I got to thinking about my self and as to why love never quite works out for me… To me, I am a great girlfriend… I cook, clean, love, am not jealous, believe in live and let live… but love always seems to end up going bad… Is it me? The men i go out with? or is it just not my time yet? I used to believe in fate and destiny, but as I get older I’m starting to get more cynical…. I have always thought that Mr Right would one day come along and sweep me off my feet and ride off into the sunset with me, but it seems to be Mr Wrong coming along, time and time again, and instead of being swept, I keep getting trampled on and I just can’t understand why… I mean, I’m not saying I’m perfect… I’m terrified of commitment, not in the sense that I can’t have a boyfriend, or am scared with living with someone, I’m talking about real commitment, babies, mortgages, marriage…. it scares the living crap out of me… I think it’s because I associate all these things with being a proper adult, and I’m so not in that place yet… I’m not sure I ever will be…. I’m also terrified of someone trying to control me. I used to date this guy who was very mentally manipulative… He called me names, would try and turn me against my friends and generally made me feel pretty shitty about myself, and for a while, he had me. Thank god that in the end, I was apparently so ‘awful’ that he eventually broke up with me, which in retrospect is the single, nicest thing he ever did for me, and set me free from the awful relationship. It took me about a year and a half to recover myself from that blow, and ever since I have promised myself that know one would ever do that to me again… and they haven’t… the only problem is, that as soon as any guy tries to tell me what to do I resist… well, not even resist… I rebel and usually do the complete opposite… If my skirt is to short, I’ll wear a shorter one, if someone wants me to stay in, I’ll stay out all night…. I know it’s wrong, but surely someone who loves me would want me to… well, just be… me?? So maybe I am contributing to my own downfall in the love life department, but surely, somewhere, there must be someone who understands and gets me… isn’t there? I see so many destructive, controlling relationships and frankly… that’s not how I roll…. and is there anything wrong for not wanting to just settle because everyone else has? I have been considering using this eHarmony promotional code after a friend’s success… We’ll see.

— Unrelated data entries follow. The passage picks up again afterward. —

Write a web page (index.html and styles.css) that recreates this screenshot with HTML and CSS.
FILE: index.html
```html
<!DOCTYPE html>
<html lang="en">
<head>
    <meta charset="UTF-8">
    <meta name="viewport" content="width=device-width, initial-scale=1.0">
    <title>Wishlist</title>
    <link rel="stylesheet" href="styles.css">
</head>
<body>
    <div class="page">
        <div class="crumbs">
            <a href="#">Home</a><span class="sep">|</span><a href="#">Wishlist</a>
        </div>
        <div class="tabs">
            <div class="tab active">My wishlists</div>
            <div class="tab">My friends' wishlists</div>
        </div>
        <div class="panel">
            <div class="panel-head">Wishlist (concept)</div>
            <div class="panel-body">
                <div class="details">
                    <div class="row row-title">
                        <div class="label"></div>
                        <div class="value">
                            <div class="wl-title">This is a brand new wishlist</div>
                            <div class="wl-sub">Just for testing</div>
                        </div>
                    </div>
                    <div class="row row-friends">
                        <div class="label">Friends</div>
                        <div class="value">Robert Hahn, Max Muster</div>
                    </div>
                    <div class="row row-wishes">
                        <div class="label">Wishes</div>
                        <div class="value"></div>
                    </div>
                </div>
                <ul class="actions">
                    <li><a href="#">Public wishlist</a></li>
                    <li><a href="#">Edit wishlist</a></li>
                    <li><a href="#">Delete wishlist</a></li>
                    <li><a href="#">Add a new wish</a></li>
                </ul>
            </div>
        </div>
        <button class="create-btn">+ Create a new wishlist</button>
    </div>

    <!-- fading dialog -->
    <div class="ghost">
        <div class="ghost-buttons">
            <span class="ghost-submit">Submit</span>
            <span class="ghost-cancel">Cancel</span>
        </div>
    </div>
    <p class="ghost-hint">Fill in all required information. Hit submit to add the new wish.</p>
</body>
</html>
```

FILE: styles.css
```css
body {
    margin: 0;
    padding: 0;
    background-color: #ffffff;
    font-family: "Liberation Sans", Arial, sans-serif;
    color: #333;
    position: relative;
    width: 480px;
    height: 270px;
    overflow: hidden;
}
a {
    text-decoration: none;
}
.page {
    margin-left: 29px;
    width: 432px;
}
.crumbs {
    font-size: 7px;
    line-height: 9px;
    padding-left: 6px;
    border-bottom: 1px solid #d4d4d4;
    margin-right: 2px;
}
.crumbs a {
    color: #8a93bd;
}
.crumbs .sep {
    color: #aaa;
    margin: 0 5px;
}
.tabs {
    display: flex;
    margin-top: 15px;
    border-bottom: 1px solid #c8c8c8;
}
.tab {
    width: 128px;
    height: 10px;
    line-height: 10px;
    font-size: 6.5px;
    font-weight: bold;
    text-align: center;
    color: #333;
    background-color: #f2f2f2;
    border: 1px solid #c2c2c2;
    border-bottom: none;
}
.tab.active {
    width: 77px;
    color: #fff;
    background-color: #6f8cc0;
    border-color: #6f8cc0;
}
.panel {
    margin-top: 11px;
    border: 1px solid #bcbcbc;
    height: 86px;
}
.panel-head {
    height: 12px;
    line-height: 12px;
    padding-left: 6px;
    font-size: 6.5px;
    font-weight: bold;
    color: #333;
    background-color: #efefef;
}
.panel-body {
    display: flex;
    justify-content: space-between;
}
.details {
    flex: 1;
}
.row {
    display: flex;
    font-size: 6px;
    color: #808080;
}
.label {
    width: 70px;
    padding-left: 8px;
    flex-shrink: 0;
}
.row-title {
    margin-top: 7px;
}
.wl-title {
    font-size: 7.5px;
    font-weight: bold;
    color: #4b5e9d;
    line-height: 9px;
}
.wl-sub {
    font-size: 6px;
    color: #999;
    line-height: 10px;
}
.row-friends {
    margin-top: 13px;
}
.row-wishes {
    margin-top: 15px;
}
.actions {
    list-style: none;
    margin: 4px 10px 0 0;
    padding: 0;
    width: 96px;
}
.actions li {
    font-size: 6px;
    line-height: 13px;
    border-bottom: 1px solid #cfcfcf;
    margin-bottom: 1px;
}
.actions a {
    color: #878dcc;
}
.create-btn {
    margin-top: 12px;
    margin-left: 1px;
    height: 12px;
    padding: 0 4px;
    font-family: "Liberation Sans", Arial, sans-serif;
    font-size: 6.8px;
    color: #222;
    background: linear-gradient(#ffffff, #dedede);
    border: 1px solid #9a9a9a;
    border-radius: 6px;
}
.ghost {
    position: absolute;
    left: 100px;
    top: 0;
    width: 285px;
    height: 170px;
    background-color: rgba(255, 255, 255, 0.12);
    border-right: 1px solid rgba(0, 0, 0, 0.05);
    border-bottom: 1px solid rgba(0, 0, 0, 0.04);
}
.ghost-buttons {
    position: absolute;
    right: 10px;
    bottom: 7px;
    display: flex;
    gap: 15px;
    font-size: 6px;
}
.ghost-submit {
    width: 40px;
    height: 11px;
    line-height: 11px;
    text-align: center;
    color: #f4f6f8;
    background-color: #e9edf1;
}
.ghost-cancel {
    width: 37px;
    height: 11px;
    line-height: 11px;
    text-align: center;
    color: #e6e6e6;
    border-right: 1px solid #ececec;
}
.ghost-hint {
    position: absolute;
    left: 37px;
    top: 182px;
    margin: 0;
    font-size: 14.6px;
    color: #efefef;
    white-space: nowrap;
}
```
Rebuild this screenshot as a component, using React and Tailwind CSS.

Originally I am from a medium sized town out in Kent where everyone, grows up, goes to school, makes their friends, gets a job, then marriage and then 2.4 children, and if you don’t do that people think there must be something wrong with you… Sometimes when I go home, call me paranoid, but I can feel people looking down there nose at me…. Why hasn’t Jo got a boyfriend? Oh, Jo you really should think about settling down? So Jo, when are you going to meet a nice man? So Jo, did the last one not work out for you either (sympathetic face always follows)… but what’s wrong in wanting more? I don’t want to just settle for someone…. I want someone who gets me, supports me, doesn’t judge… To me not wanting to enjoy your life, to rush into having children, to be willing to settle for anything less than your dream mate, to be content with just getting by… that’s wrong… for me anyway… there is a whole world out there that exists out of the mundane routine of the 9-5, so why not go and see it. live it. Whilst you have the chance to?? What’s wrong with that??
I dunno but it’s not only in my love life that I have put under the microscope over the last 24hrs… I have always seen myself as a good person.. I’m caring, considerate, not jealous of others and not overly competitive… I have always thought that if you acted kindly to others then that would eventually be re-paid but I honestly think I’m being sold short… It’s as though, for ever nice thing I do, someone else gets ahead in life and I’m starting to think when is enough, enough? Do you stop being kind? Do you start becoming a go getting bitch just to get where you wanna be in life? Or do you just take your chances and let it slide?
I don’t know if I could ever be horrible or vindictive to succeed, but it seems this is the quality you need in order to make something of yourself…. It’s always the attention seekers (who are generally riddled with insecurities), or the fake people that always seem to get noticed, whilst the modest, secure and undramatic ones amongst us seem to be dis-missed and swept under the carpet… It seems unfair… but i suppose that’s life… I don’t know if I like it but I can’t see a way of changing it…. for now.